Today, many companies are realizing that the way to go with the application service provider model (ASP) may be to target individual users. In its core business, IHS sells large databases to such massive organizations as the armed forces and government contractors, but has revamped Industry.net into TechSavvy, a means to offer pay-per-use services to individual engineers at small- to mid-sized businesses.

The key to making these new breeds of application service succeed is to lower barriers, in terms of both use and cost. The application must be near intuitive in its use, and cost-effective enough to be used by individuals at their discretion, without having to gain permission from superiors. Think pay-per-use, and narrow your audience to one key segment.
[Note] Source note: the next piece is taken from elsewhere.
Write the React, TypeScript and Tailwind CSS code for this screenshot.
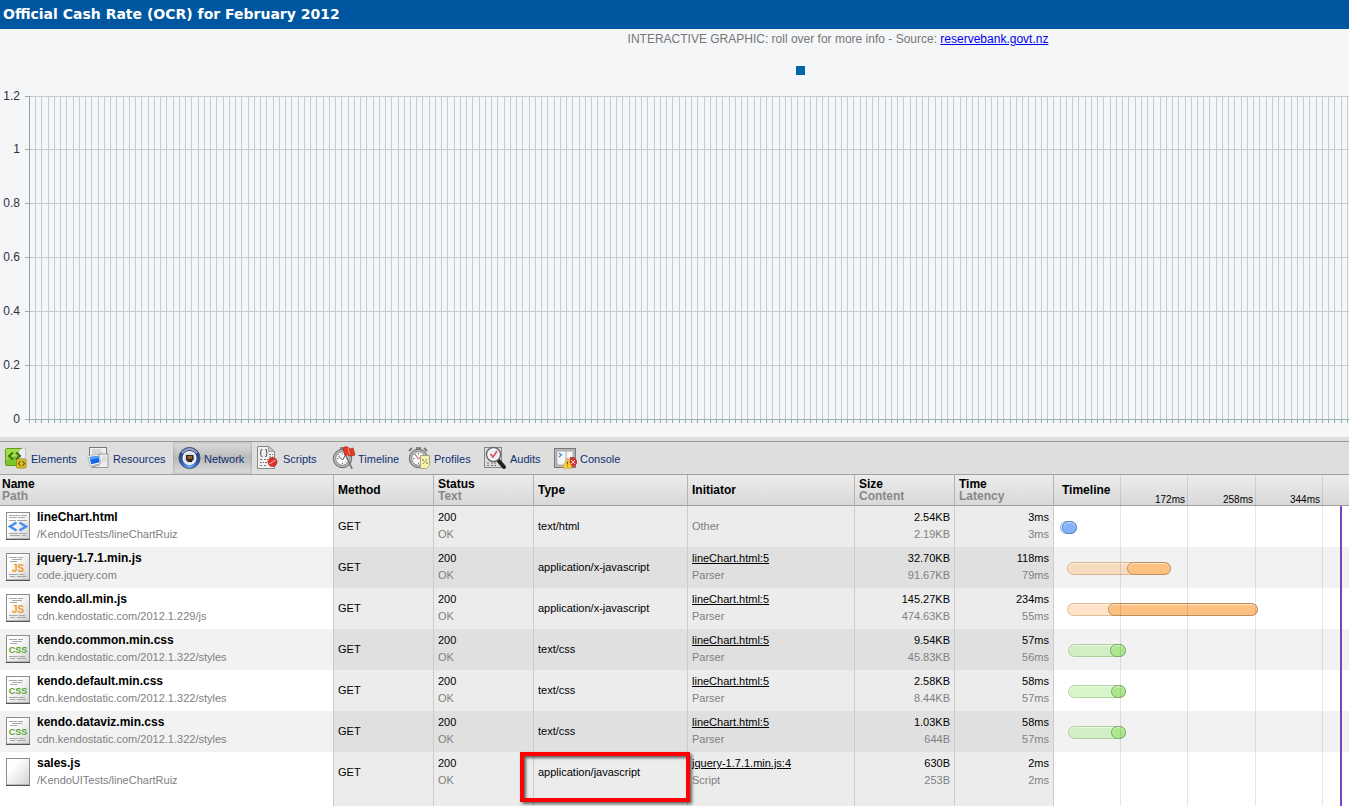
import React from 'react'

const requests = [
  { name: 'lineChart.html', path: '/KendoUITests/lineChartRuiz', kind: 'html', type: 'text/html', initiator: 'Other', by: '', size: '2.54KB', content: '2.19KB', time: '3ms', latency: '3ms', start: 6, mid: 8, end: 23, color: 'blue' },
  { name: 'jquery-1.7.1.min.js', path: 'code.jquery.com', kind: 'js', type: 'application/x-javascript', initiator: 'lineChart.html:5', by: 'Parser', size: '32.70KB', content: '91.67KB', time: '118ms', latency: '79ms', start: 13, mid: 73, end: 117, color: 'orange' },
  { name: 'kendo.all.min.js', path: 'cdn.kendostatic.com/2012.1.229/js', kind: 'js', type: 'application/x-javascript', initiator: 'lineChart.html:5', by: 'Parser', size: '145.27KB', content: '474.63KB', time: '234ms', latency: '55ms', start: 13, mid: 54, end: 204, color: 'orange' },
  { name: 'kendo.common.min.css', path: 'cdn.kendostatic.com/2012.1.322/styles', kind: 'css', type: 'text/css', initiator: 'lineChart.html:5', by: 'Parser', size: '9.54KB', content: '45.83KB', time: '57ms', latency: '56ms', start: 14, mid: 56, end: 72, color: 'green' },
  { name: 'kendo.default.min.css', path: 'cdn.kendostatic.com/2012.1.322/styles', kind: 'css', type: 'text/css', initiator: 'lineChart.html:5', by: 'Parser', size: '2.58KB', content: '8.44KB', time: '58ms', latency: '57ms', start: 14, mid: 57, end: 72, color: 'green' },
  { name: 'kendo.dataviz.min.css', path: 'cdn.kendostatic.com/2012.1.322/styles', kind: 'css', type: 'text/css', initiator: 'lineChart.html:5', by: 'Parser', size: '1.03KB', content: '644B', time: '58ms', latency: '57ms', start: 14, mid: 57, end: 72, color: 'green' },
  { name: 'sales.js', path: '/KendoUITests/lineChartRuiz', kind: 'blank', type: 'application/javascript', initiator: 'jquery-1.7.1.min.js:4', by: 'Script', size: '630B', content: '253B', time: '2ms', latency: '2ms', start: 0, mid: 0, end: 0, color: '' },
]

const barColors: Record<string, { light: string; solid: string }> = {
  blue: { light: 'bg-[#84b2fa]/40 border-[#3565b0]/40', solid: 'bg-[#84b2fa] border-[#5580bd]' },
  orange: { light: 'bg-[#fdc080]/45 border-[#a87238]/35', solid: 'bg-[#fdc080] border-[#bd8d5a]' },
  green: { light: 'bg-[#abe88d]/45 border-[#6c9c55]/35', solid: 'bg-[#abe88d] border-[#7da56a]' },
}

const yLabels = ['1.2', '1', '0.8', '0.6', '0.4', '0.2', '0']

function Chart() {
  const columns = Array.from({ length: 340 }, (_, i) => Math.round(29 + i * 6.246))
  const rowY = (i: number) => Math.floor(67 + i * 53.85)
  return (
    <svg className="absolute inset-0 h-full w-full" shapeRendering="crispEdges">
      {columns.map((x) => (
        <g key={x}>
          <rect x={x} y="67" width="1" height="323" fill="#c0ced3" />
          <rect x={x} y="390" width="1" height="4" fill="#8ea4a8" />
        </g>
      ))}
      {yLabels.map((label, i) => (
        <g key={label}>
          <rect x="29" y={rowY(i)} width="100%" height="1" fill={i === 6 ? '#9db0b5' : '#c0ced3'} />
          <rect x="25" y={rowY(i)} width="4" height="1" fill="#9db0b5" />
          <text x="20" y={rowY(i) + 4} textAnchor="end" fontSize="12" fill="#303040">{label}</text>
        </g>
      ))}
      <rect x="29" y="67" width="1" height="324" fill="#8ea4a8" />
    </svg>
  )
}

function ElementsIcon() {
  return (
    <svg width="24" height="24" viewBox="0 0 24 24">
      <rect x=".5" y="2.500" width="18" height="17" rx="1.500" fill="#7dc52c" stroke="#5e9e1c" />
      <path d="M1 3h16v7Q10 9 1 14z" fill="#a4dd4c" />
      <path d="M14 4l4-2h2.500v13H14z" fill="#eee" stroke="#aaa" strokeWidth=".6" />
      <path d="M8 6.500L4 10l4 3.500M11 6.500l4 3.500-4 3.500" fill="none" stroke="#3c6d14" strokeWidth="2" />
      <rect x="11.500" y="13" width="9.500" height="9" rx="1.500" fill="#dfc12a" stroke="#a48b14" />
      <path d="M15.500 15l-2 2.500 2 2.500M17.500 15l2 2.500-2 2.500" fill="none" stroke="#67550a" strokeWidth="1.200" />
    </svg>
  )
}

function ResourcesIcon() {
  return (
    <svg width="24" height="24" viewBox="0 0 24 24">
      <rect x="2.500" y="1.500" width="17" height="13" fill="#f2f2f2" stroke="#777" />
      <path d="M5 4h9M5 6h11M5 8h9" stroke="#bbb" />
      <path d="M12 8h9v13.500H4L12 19z" fill="#ededed" stroke="#999" />
      <path d="M15 11h4M15 13h4M15 15h4" stroke="#ccc" />
      <path d="M.8 9.500L12 8.500l2 9-11 2.500z" fill="#fff" stroke="#aaa" strokeWidth=".8" />
      <path d="M2.500 11l9-1.200 1.300 6.500-8.800 2z" fill="#1464ea" />
      <path d="M2.500 11l9-1.200.5 2.200-9 1.700z" fill="#53a1fa" />
    </svg>
  )
}

function NetworkIcon() {
  return (
    <svg width="24" height="24" viewBox="0 0 24 24">
      <defs>
        <radialGradient id="net" cx=".5" cy=".95" r=".9">
          <stop offset="0" stopColor="#75baff" />
          <stop offset=".45" stopColor="#2f5cb0" />
          <stop offset="1" stopColor="#2a3b70" />
        </radialGradient>
      </defs>
      <circle cx="11.500" cy="12" r="10.500" fill="url(#net)" stroke="#3b4c77" />
      <circle cx="11.500" cy="12" r="6.300" fill="#d9dde4" stroke="#f5f7fa" strokeWidth="1.500" />
      <path d="M8 9h7.500v5.500h-1.500v1.500H9.500v-1.500H8z" fill="#2c2520" />
      <path d="M9.500 10h4.500v3H9.500z" fill="#97622b" />
      <path d="M4 7Q11.500-1 19 7" fill="none" stroke="#c3d0ea" strokeWidth="2" opacity=".7" />
    </svg>
  )
}

function ScriptsIcon() {
  return (
    <svg width="24" height="24" viewBox="0 0 24 24">
      <path d="M.500.500h11l6 5v17H.5z" fill="#f0f0f0" stroke="#888" />
      <path d="M11.500.500v5h6z" fill="#ccc" stroke="#888" strokeWidth=".7" />
      <path d="M5.500 3.500q-2 0-1.500 2 0 1.500-1 1.500 1 0 1 1.500-.5 2 1.500 2M8 3.500q2 0 1.500 2 0 1.500 1 1.500-1 0-1 1.500.5 2-1.500 2" fill="none" stroke="#555" strokeWidth="1.100" />
      <path d="M3 13.500h3m1 0h4M3 16.500h4m1 0h2M3 19.500h3m1 0h3M12 8.500h4M12 11h4" stroke="#777" strokeDasharray="2 1" />
      <circle cx="15.500" cy="16" r="4.500" fill="#dd302b" stroke="#ad2420" strokeWidth=".7" />
      <path d="M12.500 18l6-4" stroke="#f0918a" strokeWidth="1.500" />
    </svg>
  )
}

function Watch() {
  return (
    <g>
      <path d="M8 1h5v3H8z" fill="#888" />
      <circle cx="10.500" cy="12.500" r="9.200" fill="#b9b9b9" stroke="#666" />
      <circle cx="10.500" cy="12.500" r="6.800" fill="#f8f8f8" stroke="#888" />
      <path d="M10.500 7v1.500M10.500 16.500V18M5 12.500h1.500M14.500 12.500H16M6.500 8.500l1 1M14.500 16.500l-1-1" stroke="#777" />
    </g>
  )
}

function TimelineIcon() {
  return (
    <svg width="24" height="24" viewBox="0 0 24 24">
      <Watch />
      <path d="M12 5l8 18" stroke="#777" strokeWidth="1.800" />
      <path d="M6.500 10l4 4 3-5" stroke="#555" fill="none" />
      <path d="M11 2q3-2.500 5-.5 2 2 5 .5l2 7q-4 2-6 .5-2-1.500-4 0z" fill="#df3b25" stroke="#a92817" strokeWidth=".7" />
      <path d="M16 2l1.500 7" stroke="#f48a70" />
    </svg>
  )
}

function ProfilesIcon() {
  return (
    <svg width="24" height="24" viewBox="0 0 24 24">
      <path d="M1 5l3-3M16 2l3 3" stroke="#777" strokeWidth="2" />
      <Watch />
      <path d="M10.500 13L7 8M10 13l4-3" stroke="#c55" />
      <path d="M12.500 9.500h9v10l-3 3h-6z" fill="#f6f1b0" stroke="#aaa472" />
      <path d="M15 18l4-5" stroke="#9a9563" />
      <circle cx="15" cy="14" r="1" fill="#9a9563" />
      <circle cx="19" cy="17" r="1" fill="#9a9563" />
    </svg>
  )
}

function AuditsIcon() {
  return (
    <svg width="24" height="24" viewBox="0 0 24 24">
      <rect x=".5" y="1.500" width="17" height="20" fill="#ddd" stroke="#888" />
      <path d="M3 17h2m2 0h6M3 19.500h2m2 0h6" stroke="#777" strokeDasharray="2 1" />
      <path d="M14 14l6 7" stroke="#222" strokeWidth="4" strokeLinecap="round" />
      <circle cx="9.500" cy="8.500" r="7" fill="#e9f1f8" stroke="#666" strokeWidth="1.500" />
      <circle cx="9.500" cy="8.500" r="5.500" fill="none" stroke="#fff" />
      <path d="M6.500 8L9 11l4-6" fill="none" stroke="#df4848" strokeWidth="1.500" />
    </svg>
  )
}

function ConsoleIcon() {
  return (
    <svg width="24" height="24" viewBox="0 0 24 24">
      <rect x=".5" y="2.500" width="21" height="19" fill="#b8b8b8" stroke="#777" />
      <rect x="3" y="5" width="16" height="14" fill="#f4f6fa" stroke="#999" strokeWidth=".7" />
      <path d="M12 5v14" stroke="#aaa" />
      <path d="M5 7l2.500 2L5 11" fill="none" stroke="#3888df" strokeWidth="1.200" />
      <path d="M16 11.500h4l2.500 3v3L20 20.500h-4z" fill="#d73535" stroke="#a32828" strokeWidth=".7" />
      <path d="M17 14l4 4m0-4l-4 4" stroke="#ffd5d0" />
      <path d="M13.500 12l5 10h-10z" fill="#ffd735" stroke="#c6952b" strokeWidth=".8" />
      <path d="M13.500 15.500v3m0 1v1" stroke="#775517" strokeWidth="1.200" />
    </svg>
  )
}

const tabs = [
  { label: 'Elements', icon: <ElementsIcon />, width: 'w-[82px]' },
  { label: 'Resources', icon: <ResourcesIcon />, width: 'w-[91px]' },
  { label: 'Network', icon: <NetworkIcon />, width: 'w-[79px]' },
  { label: 'Scripts', icon: <ScriptsIcon />, width: 'w-[75px]' },
  { label: 'Timeline', icon: <TimelineIcon />, width: 'w-[76px]' },
  { label: 'Profiles', icon: <ProfilesIcon />, width: 'w-[76px]' },
  { label: 'Audits', icon: <AuditsIcon />, width: 'w-[70px]' },
  { label: 'Console', icon: <ConsoleIcon />, width: 'w-[80px]' },
]

function FileIcon({ kind }: { kind: string }) {
  return (
    <svg width="24" height="28" viewBox="0 0 24 28" className="shrink-0">
      <defs>
        <linearGradient id="paper" x1="0" y1="0" x2="1" y2="1">
          <stop offset=".3" stopColor="#fff" />
          <stop offset="1" stopColor="#d2d2d2" />
        </linearGradient>
      </defs>
      <rect x=".5" y=".5" width="23" height="26.500" fill="url(#paper)" stroke="#8c8c8c" />
      <path d="M0 27.500h24" stroke="#555" />
      {kind === 'html' && (
        <path d="M3 3.500h11m1 0h6M3 5.500h8m1 0h7M3 8.500h7m1 0h10M3 21.500h9m1 0h8M4 23.500h10m2 0h4" stroke="#a8a8a8" />
      )}
      {(kind === 'js' || kind === 'css') && (
        <path d="M3 4.500h8m1 0h5M6 6.500h10M4 8.500h7M3 21.500h9m1 0h6M4 23.500h5m2 0h9" stroke="#a8a8a8" />
      )}
      {kind === 'html' && <path d="M10.500 10.500L4 14.500l6.500 4M13.500 10.500l6.500 4-6.500 4" fill="none" stroke="#4a8df0" strokeWidth="2.500" />}
      {kind === 'js' && <text x="12" y="19" textAnchor="middle" fontSize="10" fontWeight="bold" fill="#f39a2b">JS</text>}
      {kind === 'css' && <text x="12" y="18" textAnchor="middle" fontSize="9" fontWeight="bold" fill="#58a62c">CSS</text>}
    </svg>
  )
}

function TwoLines({ top, bottom }: { top: React.ReactNode; bottom: string }) {
  return (
    <>
      <div className="h-[17px] leading-[17px]">{top}</div>
      <div className="h-[17px] leading-[17px] text-[#808080]">{bottom}</div>
    </>
  )
}

const th = 'border-r border-b border-r-[#b3b3b3] border-b-[#a0a0a0] pl-1'
const td = 'border-r border-[#ccc] px-1 group-odd:bg-[#ececec] group-even:bg-[#e0e0e0]'
const tdTop = `${td} pt-[3px] align-top`

function App() {
  return (
    <div className="flex h-screen flex-col overflow-hidden bg-[#f5f6f8] font-['Liberation_Sans',Arial,sans-serif] text-[11px] text-black">
      <h1 className="h-[29px] shrink-0 bg-[#0057a1] pl-[3px] font-['DejaVu_Sans',sans-serif] text-[14px] leading-7 font-bold text-white">
        Official Cash Rate (OCR) for February 2012
      </h1>

      <section className="relative h-[408px] shrink-0">
        <Chart />
        <p className="relative pt-[2px] pl-[327px] text-center text-[12px] leading-4 text-[#777]">
          INTERACTIVE GRAPHIC: roll over for more info - Source:{' '}
          <a href="#" className="text-[#0000ee] underline">reservebank.govt.nz</a>
        </p>
        <div className="relative mt-[19px] flex justify-center pl-[252px]">
          <div className="h-[9px] w-[9px] bg-[#0069a5]" />
        </div>
      </section>

      <div className="h-[5px] shrink-0 border-b border-[#999] bg-[#dedede]" />
      <nav className="flex h-[33px] shrink-0 border-b border-[#a0a0a0] bg-[#dedede]">
        {tabs.map((tab) => (
          <button
            key={tab.label}
            className={`${tab.width} flex h-8 shrink-0 items-center gap-[2px] pl-[5px] whitespace-nowrap text-[#0f3073] ${tab.label === 'Network' ? 'bg-linear-to-b from-[#dedede] via-[#bababa] to-[#dedede] inset-shadow-[0_0_3px_#00000040]' : ''}`}
          >
            {tab.icon}
            <span className="pt-[2px]">{tab.label}</span>
          </button>
        ))}
      </nav>

      <div className="relative flex grow flex-col bg-white">
        <table className="w-full table-fixed border-separate border-spacing-0">
          <colgroup>
            <col className="w-[334px]" />
            <col className="w-[100px]" />
            <col className="w-[100px]" />
            <col className="w-[154px]" />
            <col className="w-[167px]" />
            <col className="w-[100px]" />
            <col className="w-[99px]" />
            <col />
          </colgroup>
          <thead>
            <tr className="h-[31px] bg-linear-to-b from-[#ececec] to-[#d8d8d8] text-left text-[12px] leading-3">
              <th className="border-r border-b border-r-[#b3b3b3] border-b-[#a0a0a0] pl-[2px]">Name<div className="text-[#888]">Path</div></th>
              <th className={th}>Method</th>
              <th className={th}>Status<div className="text-[#888]">Text</div></th>
              <th className={th}>Type</th>
              <th className={th}>Initiator</th>
              <th className={th}>Size<div className="text-[#888]">Content</div></th>
              <th className={th}>Time<div className="text-[#888]">Latency</div></th>
              <th className="border-b border-[#a0a0a0] pl-2">Timeline</th>
            </tr>
          </thead>
          <tbody>
            {requests.map((r) => (
              <tr key={r.name} className="group h-[41px] odd:bg-white even:bg-[#f2f2f2]">
                <td className="border-r border-[#ccc] pt-[3px] pl-[6px] align-top">
                  <div className="flex items-center gap-[7px]">
                    <FileIcon kind={r.kind} />
                    <div><TwoLines top={<b className="text-[12px]">{r.name}</b>} bottom={r.path} /></div>
                  </div>
                </td>
                <td className={td}>GET</td>
                <td className={tdTop}><TwoLines top="200" bottom="OK" /></td>
                <td className={td}>{r.type}</td>
                {r.by ? (
                  <td className={tdTop}><TwoLines top={<a href="#" className="underline">{r.initiator}</a>} bottom={r.by} /></td>
                ) : (
                  <td className={`${td} text-[#808080]`}>{r.initiator}</td>
                )}
                <td className={`${tdTop} text-right`}><TwoLines top={r.size} bottom={r.content} /></td>
                <td className={`${tdTop} text-right`}><TwoLines top={r.time} bottom={r.latency} /></td>
                <td className="relative">
                  {r.color && (
                    <>
                      <div className={`${barColors[r.color].light} absolute top-[15px] h-[13px] rounded-full border inset-shadow-[0_1px_1px_#ffffff90]`} style={{ left: r.start, width: r.end - r.start }} />
                      <div className={`${barColors[r.color].solid} absolute top-[15px] h-[13px] rounded-full border inset-shadow-[0_1px_1px_#ffffff90]`} style={{ left: r.mid, width: r.end - r.mid }} />
                    </>
                  )}
                </td>
              </tr>
            ))}
          </tbody>
        </table>
        <div className="flex grow">
          <div className="w-[334px] border-r border-[#ccc]" />
          <div className="w-[100px] border-r border-[#ccc] bg-[#ececec]" />
          <div className="w-[100px] border-r border-[#ccc] bg-[#ececec]" />
          <div className="w-[154px] border-r border-[#ccc] bg-[#ececec]" />
          <div className="w-[167px] border-r border-[#ccc] bg-[#ececec]" />
          <div className="w-[100px] border-r border-[#ccc] bg-[#ececec]" />
          <div className="w-[99px] border-r border-[#ccc] bg-[#ececec]" />
        </div>

        {/* time scale over the last column */}
        <div className="pointer-events-none absolute inset-y-0 right-0 left-[1054px] flex text-right text-[10px]">
          <div className="w-[67px] border-r border-black/10" />
          <div className="w-[67px] border-r border-black/10 pt-[19px] pr-[2px] leading-3">172ms</div>
          <div className="w-[68px] border-r border-black/10 pt-[19px] pr-[2px] leading-3">258ms</div>
          <div className="w-[67px] border-r border-black/10 pt-[19px] pr-[2px] leading-3">344ms</div>
          <div className="mt-[31px] w-[19px] border-r-2 border-[#7f3fbf]" />
        </div>

        <div className="absolute top-[277px] left-[520px] h-[50px] w-[170px] border-4 border-[#fe0000] shadow-[2px_2px_3px_#00000099,inset_2px_2px_3px_#00000099]" />
      </div>
    </div>
  )
}

export default App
Much of the functionality necessary to pull this off will have to be created in-house, but salvaging an engine from another dot.com can save you time and give you a solid framework in which to tinker.

Lesson No4: seek alternatives to the transaction-based revenue model.

Obviously, not every company, in every situation will be able or want to focus on the individual customer, but even when going after small-, mid- or even large-sized companies, consider alternative revenue models. Many dot.coms are finding that the transaction-based revenue model is not translating into the huge profits that were expected. Consider instead alternate methods for generating revenue such as fee for sales referrals and banner ads.

Lesson No5: build your brand, but watch those marketing dollars.

Many dot.coms failed because they were built around poorly branded products. Narrow, niche markets such as pet food or toys will support only two or three competitors, and the rest will be squeezed out in the form of consolidations or failure. When picking up the pieces for your own e-business, first ask yourself if the new components will enable you to brand your company as something unique and valuable. Does the acquisition allow you to expand into new markets that integrate with your business model, like Amazon.com? Will that new digital signature functionality you purchased give you a unique advantage over competitors?

If so, then don't be afraid to spend on branding. Like any other business, yours will have a greater chance of success if people associate it with an ingrained, positive feeling, set of values or opinion about its basic worth.

Why do you need to be different before you should brand? You don't. Many virtually identical products can be differentiated only by their brand identity. But remember that Boo.com, one of the most hyped, heavily-branded Web sites from the dot.com heyday, might still be around now if it had spent less on publicity and more on its business plan.

Don't take the same chances with your business. Your branding efforts will reap greater rewards if there is real substance to your company.

Final Lesson: don't become enamoured with being a dot.com that you ignore traditional business strategies.

The next generation of Internet companies will stake their success on more than just their Web savvy. Integration with physical distribution and manufacturing centers, increased human customer service, and new technologies will all play a role in the new Web economy. In other words, be careful of purchasing a failed dot.com in order to revamp it into a better dot.com. Revamp it into a better business.


Summary

The dot.com meltdown is an opportunity to strengthen your business by acquiring valuable technologies, infrastructure and employees. Don't purchase blindly or for the mere sake of jumping on the Web-enabled bandwagon. Understand that, while many dot.coms failed because of natural market pressures, others fell to their own over-exuberance and misguided overconfidence that the digital economy was the way of the future while traditional business models were slow and outdated. While the Internet still offers countless opportunities, don't ignore basic business principles when constructing second-generation dot.coms. Strong management, solid business plans, strategic partnerships and flexibility are key requirements of any successful business... even an e-business.